Righteous occupies a niche between retro and modern. It has geometric bones with some art deco curves, and it reads more like a logotype than a text font. Great for single-word brand marks, app icons with text, or short header phrases. It breaks down fast in longer strings.

Archivo Black is the practical one. It is a grotesque sans with weight, designed for screen readability first. It is not flashy. It will not win any personality contests. But it will render crisply at 32px on a mobile screen, work in both light and dark modes without adjustment, and pair with almost any body font. For web products where the display text needs to work across many contexts, this is the reliable choice.

How to Pick

The right display font depends on three things: scale (where does it live), context (what does the brand feel like), and pairing (what body font is it working with). Here is a quick rundown for scanning:

One last note: at display sizes, rendering matters. Always preview your chosen font in the actual browser environment and at the actual size you plan to use it. A font that looks sharp in Figma can look ragged at 72px on a real screen, and vice versa. FontCompressor lets you test and optimize before anything goes to production, which saves a round trip later.

Frequently asked

Are these fonts free for commercial use?

Most of them are released under the SIL Open Font License, which covers commercial use. Bebas Neue, Anton, Lobster, Abril Fatface, Archivo Black, and the others in this list are all on Google Fonts under OFL. Always double-check the license page for the specific version you download, especially if you grab files from a third-party site rather than directly from Google Fonts.
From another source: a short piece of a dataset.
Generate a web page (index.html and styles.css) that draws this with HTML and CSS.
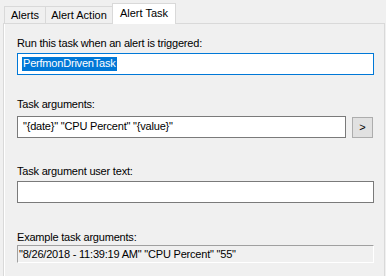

Which display font is best for web performance?

Archivo Black and Fjalla One are single-weight fonts with relatively compact file sizes, which helps with page load. If you use Google Fonts, you can also add display=swap to your embed URL so the page does not block rendering while the font loads. For the most aggressive optimization, download the font file and run it through a compressor to strip unused glyphs.

Can I use more than one display font on the same page?

Usually not a good idea. Display fonts are loud by nature, and two loud voices compete rather than complement. The standard approach is one display font for headlines and one clean, neutral font for body copy. If you want contrast, find it in weight or size, not by layering two display typefaces.

What body fonts pair well with these display fonts?

For geometric display fonts like Bebas Neue or Russo One, a humanist sans like Inter or Source Sans works well as body text. For serif display fonts like Abril Fatface or Alfa Slab One, a simple grotesque sans creates strong contrast. Lobster pairs best with a clean, neutral sans so the script does not overwhelm the page.

How large should display fonts be used?

Display fonts are designed for large sizes, generally 36px and above for headlines, and much larger for hero text or poster work. Below 24px most display fonts lose their character and can become hard to read. If you need a bold font for smaller sizes, a well-made grotesque like Archivo Black handles the middle range better than a true display face.